The actual bar of the café is the ship’s hull made of beautiful dark and gleaming stained rosewood.  The mast is a taupe coloured aluminum-clad round pillar in the center, and the sails are four huge mesh screens.  The intention was to obscure the escalator behind but not have a solid heavy mass, so these copper-bronze (electroplated stainless steel) lattice panels give a lightness and transparency to the space. The lower parts of the sails double up as the menu.
 
Directly ahead, at the back of the café, is a dramatic ceiling to floor feature wall.  Stunningly striated marble with rich chocolate veins with a hint of burgundy, originally from Turkey but sourced by JWCC from China.  To the right of this is a feature wall with a pattern that takes its inspiration from the stock exchange graphs - it is, after all, the Finance and IT building!
 
The marble floor, in two tones, cappuccino (how appropriate) mixed with a slightly paler desert beige marble, is laid in a way that represents wave patterns, enhancing the sense of the ship’s movement forward.
 
Running along the huge windows that line the entire length of the café is a work countertop, in calcatta marble.  Sliding rosewood panels at the back of the counter open up to reveal phone and computer charging stations. The round backed pedestal stools, somewhat resembling a captain’s chair on a ship’s bridge, are made of walnut.  
 
To further enhance the sense of lightness in the space, most of the furniture is in light colour timber. Groups of lounge chairs, in pale rosewood, are placed around pale carrara marble-top coffee tables.
 
“We like to mix both soft and hard materials in our projects,” says Wardhana, and here we use the softness of a variety of timbers with the masculine metal element of stainless steel and stone.  Some of the structural elements towards the ceiling have been left exposed which helps give an industrial boat-yard feel.”  The exposed metal bracing of a long high-table further illustrates the boat-yard concept.
 
“We also like to create layers so as to give spaces multi dimensions” adds Choi.  “We’ve introduced several sculptural pieces.” 
 
 
Hanging from the ceiling is a sculpture in polished stainless steel that was inspired by a cloud.  At the entrance is a large white sculpture made of cast corian that forms a low barrier between the front door and people coming and going, and the start of the café.  
 
“It would have been nice to use marble, but it would have been prohibitively expensive,” she laughs.  
 
“Besides,” adds Wardhana, “with corian, its very durable, you don’t see the joints and maintenance is easier.”

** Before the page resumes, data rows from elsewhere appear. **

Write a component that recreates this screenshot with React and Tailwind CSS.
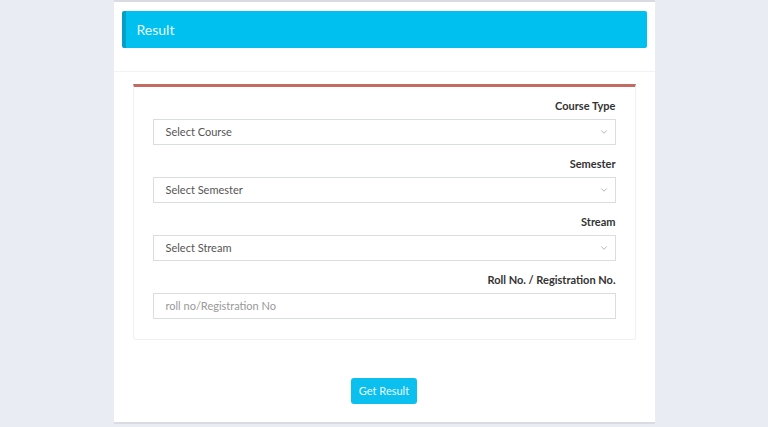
import { ChevronDown } from 'lucide-react'

const fields = [
  { label: 'Course Type', placeholder: 'Select Course', select: true },
  { label: 'Semester', placeholder: 'Select Semester', select: true },
  { label: 'Stream', placeholder: 'Select Stream', select: true },
  { label: 'Roll No. / Registration No.', placeholder: 'roll no/Registration No', select: false },
]

function Field({ label, placeholder, select }) {
  return (
    <div className="flex flex-col">
      <label className="text-right text-[11px] font-bold text-[#333] leading-[14px] mb-[6px]">{label}</label>
      <div className="h-[26px] border border-[#d9dde2] bg-white flex items-center justify-between pl-[12px] pr-[6px]">
        <span className={select ? 'text-[11px] text-[#555]' : 'text-[11px] text-[#999]'}>{placeholder}</span>
        {select && <ChevronDown size={10} strokeWidth={1.5} className="text-[#888]" />}
      </div>
    </div>
  )
}

export default function App() {
  return (
    <div className="min-h-[427px] bg-[#e9ecf2] flex justify-center" style={{ fontFamily: 'Lato, "Noto Sans", sans-serif' }}>
      <div className="w-[541px] mb-[3px] bg-white border-t-2 border-[#d8dce2] border-b-2 flex flex-col">
        <div className="px-[8px] pt-[9px] pb-[23px] border-b border-[#f1f2f4]">
          <div className="h-[37px] bg-[#00c0ef] border-l-4 border-[#00a0c8] rounded-[2px] flex items-center pl-[11px]">
            <span className="text-[14px] text-[#e6f8fd]">Result</span>
          </div>
        </div>
        <div className="px-[19px] pt-[12px]">
          <div className="border-t-[3px] border-[#c26b60] border-x border-b border-x-[#eef0f2] border-b-[#eef0f2] rounded-b-[3px] px-[19px] pt-[12px] pb-[20px] flex flex-col gap-[12px]">
            {fields.map(f => (
              <Field key={f.label} {...f} />
            ))}
          </div>
        </div>
        <div className="flex justify-center pt-[38px]">
          <button className="h-[26px] px-[8px] bg-[#0bbfee] rounded-[3px] text-[11px] text-[#eafaff]">Get Result</button>
        </div>
      </div>
    </div>
  )
}
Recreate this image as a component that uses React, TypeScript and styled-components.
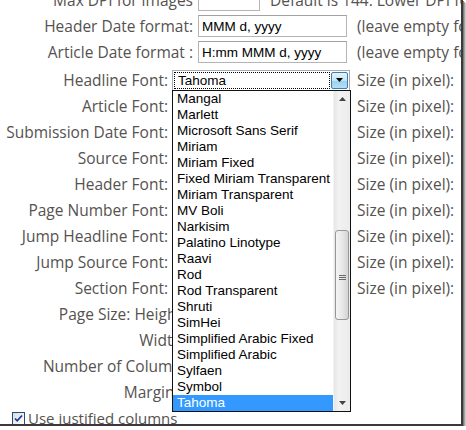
import React from "react";
import styled, { createGlobalStyle } from "styled-components";

const GlobalStyle = createGlobalStyle`
  html, body {
    margin: 0;
    padding: 0;
    background: #ffffff;
  }
  body {
    font-family: "Open Sans", "Noto Sans", sans-serif;
  }
`;

const fontRows = [
  "Headline Font:",
  "Article Font:",
  "Submission Date Font:",
  "Source Font:",
  "Header Font:",
  "Page Number Font:",
  "Jump Headline Font:",
  "Jump Source Font:",
  "Section Font:",
];

const pageRows = ["Page Size: Height:", "Width:", "Number of Column:", "Margins:"];

const fontNames = [
  "Mangal",
  "Marlett",
  "Microsoft Sans Serif",
  "Miriam",
  "Miriam Fixed",
  "Fixed Miriam Transparent",
  "Miriam Transparent",
  "MV Boli",
  "Narkisim",
  "Palatino Linotype",
  "Raavi",
  "Rod",
  "Rod Transparent",
  "Shruti",
  "SimHei",
  "Simplified Arabic Fixed",
  "Simplified Arabic",
  "Sylfaen",
  "Symbol",
  "Tahoma",
];

const App = () => {
  return (
    <>
      <GlobalStyle />
      <Frame>
        <Form>
          <Table>
            <Row>
              <Label $width={193}>Max DPI for images</Label>
              <TextInput $width={62} defaultValue="" />
              <Note $gap={10}>Default is 144. Lower DPI for smaller files</Note>
            </Row>
            <Row>
              <Label $width={193}>Header Date format:</Label>
              <TextInput $width={149} defaultValue="MMM d, yyyy" />
              <Note $gap={10}>(leave empty for no date)</Note>
            </Row>
            <Row>
              <Label $width={193}>Article Date format :</Label>
              <TextInput $width={149} defaultValue="H:mm MMM d, yyyy" />
              <Note $gap={10}>(leave empty for no date)</Note>
            </Row>
          </Table>

          <Table $top={2}>
            {fontRows.map((label, i) => (
              <Row key={label}>
                <Label $width={168}>{label}</Label>
                {i === 0 ? (
                  <SelectWrap>
                    <SelectBox>
                      <SelectValue>Tahoma</SelectValue>
                      <ArrowButton>
                        <svg width="7" height="4" viewBox="0 0 7 4">
                          <path d="M0 0h7L3.5 4z" fill="#000" />
                        </svg>
                      </ArrowButton>
                    </SelectBox>
                    <DropList>
                      <Options>
                        {fontNames.map((name) => (
                          <Option key={name} $selected={name === "Tahoma"}>
                            {name}
                          </Option>
                        ))}
                      </Options>
                      <ScrollBar>
                        <ScrollArrow>
                          <svg width="7" height="4" viewBox="0 0 7 4">
                            <path d="M0 4h7L3.5 0z" fill="#444" />
                          </svg>
                        </ScrollArrow>
                        <Track>
                          <Thumb>
                            <Grip>
                              <span />
                              <span />
                              <span />
                            </Grip>
                          </Thumb>
                        </Track>
                        <ScrollArrow>
                          <svg width="7" height="4" viewBox="0 0 7 4">
                            <path d="M0 0h7L3.5 4z" fill="#444" />
                          </svg>
                        </ScrollArrow>
                      </ScrollBar>
                    </DropList>
                  </SelectWrap>
                ) : (
                  <SelectBox>
                    <SelectValue>Tahoma</SelectValue>
                  </SelectBox>
                )}
                <Note $gap={7}>Size (in pixel):</Note>
              </Row>
            ))}
          </Table>

          <Table>
            {pageRows.map((label) => (
              <Row key={label}>
                <Label $width={186}>{label}</Label>
                <TextInput $width={60} defaultValue="" />
              </Row>
            ))}
            <CheckRow>
              <CheckBox>
                <svg width="9" height="9" viewBox="0 0 9 9">
                  <path
                    d="M1 4.5l2.2 2.3L8 1.5"
                    fill="none"
                    stroke="#21399a"
                    strokeWidth="1.8"
                  />
                </svg>
              </CheckBox>
              <CheckLabel>Use justified columns</CheckLabel>
            </CheckRow>
          </Table>
        </Form>
      </Frame>
    </>
  );
};

export default App;

const Frame = styled.div`
  position: relative;
  width: 461px;
  height: 424px;
  overflow: hidden;
  background: #ffffff;
  border-right: 2px solid #3a3a3a;
  border-bottom: 2px solid #3a3a3a;
  box-shadow: 1px 1px 0 #7a7a7a, 2px 2px 0 #a4a4a4, 3px 3px 0 #c8c8c8,
    3px 4px 0 #e2e2e2;
`;

const Form = styled.div`
  display: flex;
  flex-direction: column;
  margin-top: -13px;
`;

const Table = styled.div<{ $top?: number }>`
  display: flex;
  flex-direction: column;
  margin-top: ${(p) => p.$top ?? 0}px;
`;

const Row = styled.div`
  display: flex;
  align-items: center;
  height: 26px;
  white-space: nowrap;
`;

const Label = styled.div<{ $width: number }>`
  flex: none;
  width: ${(p) => p.$width}px;
  padding-right: 4px;
  box-sizing: content-box;
  text-align: right;
  color: #555250;
  font-size: 15.5px;
  line-height: 26px;
`;

const TextInput = styled.input<{ $width: number }>`
  flex: none;
  box-sizing: border-box;
  width: ${(p) => p.$width}px;
  min-width: ${(p) => p.$width}px;
  height: 22px;
  margin: 0 0 0 1px;
  padding: 0 3px;
  border: 1px solid #b4b4b4;
  border-top-color: #a2a2a2;
  font-family: "Liberation Sans", Arial, sans-serif;
  font-size: 13.5px;
  color: #000;
  outline: none;
`;

const Note = styled.div<{ $gap: number }>`
  flex: none;
  margin-left: ${(p) => p.$gap}px;
  color: #555250;
  font-size: 15.5px;
`;

const SelectWrap = styled.div`
  position: relative;
  flex: none;
`;

const SelectBox = styled.div`
  flex: none;
  box-sizing: border-box;
  display: flex;
  align-items: stretch;
  width: 178px;
  height: 21px;
  padding: 1px;
  border: 1px solid #a5acb5;
  background: #fff;
`;

const SelectValue = styled.div`
  flex: 1;
  display: flex;
  align-items: center;
  padding-left: 4px;
  font-family: "Liberation Sans", Arial, sans-serif;
  font-size: 13.5px;
  color: #000;
  ${SelectWrap} & {
    outline: 1px dotted #000;
    outline-offset: -1px;
  }
`;

const ArrowButton = styled.div`
  flex: none;
  display: flex;
  align-items: center;
  justify-content: center;
  width: 15px;
  margin-left: 1px;
  border: 1px solid #3c7fb1;
  border-radius: 2px;
  background: linear-gradient(#e5f4fc, #c4e5f6 50%, #98d1ef 51%, #b6dff3);
`;

const DropList = styled.div`
  position: absolute;
  z-index: 10;
  top: 20px;
  left: 0;
  box-sizing: border-box;
  width: 179px;
  height: 322px;
  display: flex;
  border: 1px solid #111;
  background: #fff;
`;

const Options = styled.div`
  flex: 1;
  display: flex;
  flex-direction: column;
`;

const Option = styled.div<{ $selected: boolean }>`
  height: 16px;
  line-height: 16px;
  padding-left: 4px;
  font-family: "Liberation Sans", Arial, sans-serif;
  font-size: 13.5px;
  color: ${(p) => (p.$selected ? "#fff" : "#000")};
  background: ${(p) => (p.$selected ? "#3399ff" : "transparent")};
`;

const ScrollBar = styled.div`
  flex: none;
  width: 16px;
  display: flex;
  flex-direction: column;
  background: linear-gradient(90deg, #e6e6e6, #f2f2f2 30%, #ececec);
  border-left: 1px solid #f4f4f4;
`;

const ScrollArrow = styled.div`
  flex: none;
  height: 16px;
  display: flex;
  align-items: center;
  justify-content: center;
`;

const Track = styled.div`
  flex: 1;
  position: relative;
  padding-top: 123px;
`;

const Thumb = styled.div`
  box-sizing: border-box;
  height: 90px;
  margin: 0 1px;
  border: 1px solid #979797;
  border-radius: 3px;
  background: linear-gradient(90deg, #f4f4f4, #e8e8e8 50%, #d4d4d4);
  display: flex;
  align-items: center;
  justify-content: center;
`;

const Grip = styled.div`
  display: flex;
  flex-direction: column;
  gap: 1px;
  margin-top: 6px;
  span {
    display: block;
    width: 7px;
    height: 1px;
    background: #6a6a6a;
  }
`;

const CheckRow = styled.div`
  display: flex;
  align-items: center;
  height: 26px;
  padding-left: 12px;
`;

const CheckBox = styled.div`
  box-sizing: border-box;
  width: 13px;
  height: 13px;
  border: 1px solid #1c5180;
  background: linear-gradient(135deg, #dcdcdc, #ffffff);
  display: flex;
  align-items: center;
  justify-content: center;
`;

const CheckLabel = styled.span`
  margin-left: 3px;
  color: #555250;
  font-size: 15px;
`;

JWCC’s attention to detail goes beyond the obvious - up on the slanted ceiling above the cloud sculpture are round jet fan air-conditioning openings (fortuitously looking rather like portholes so as to tie in with the nautical theme!); these obviously couldn’t be moved so they have been sprayed taupe so as to match the column.
 
The underside of the first floor balconies behind and either side of the ‘ship’s hull’ from which one can look down on the café, have been curved.  
 
“We wanted to incorporate some curves, so that the forms are not too harshly angular,” explains Wardhana, “and these curves are highlighted with encased LED strip lights.  We enjoy the play of light on surfaces, and although the space has plenty of natural light in the day, our use of lighting is particularly important at night”.
 
Clearly this project has been a labour of love for the JWCC team, a challenging but rewarding experience with the pleasurable outcome of seeing their work bring life to the owner’s brief.  If you’re in the neighbourhood go check it out; the café is open 8.30am-6.30pm daily except Sunday.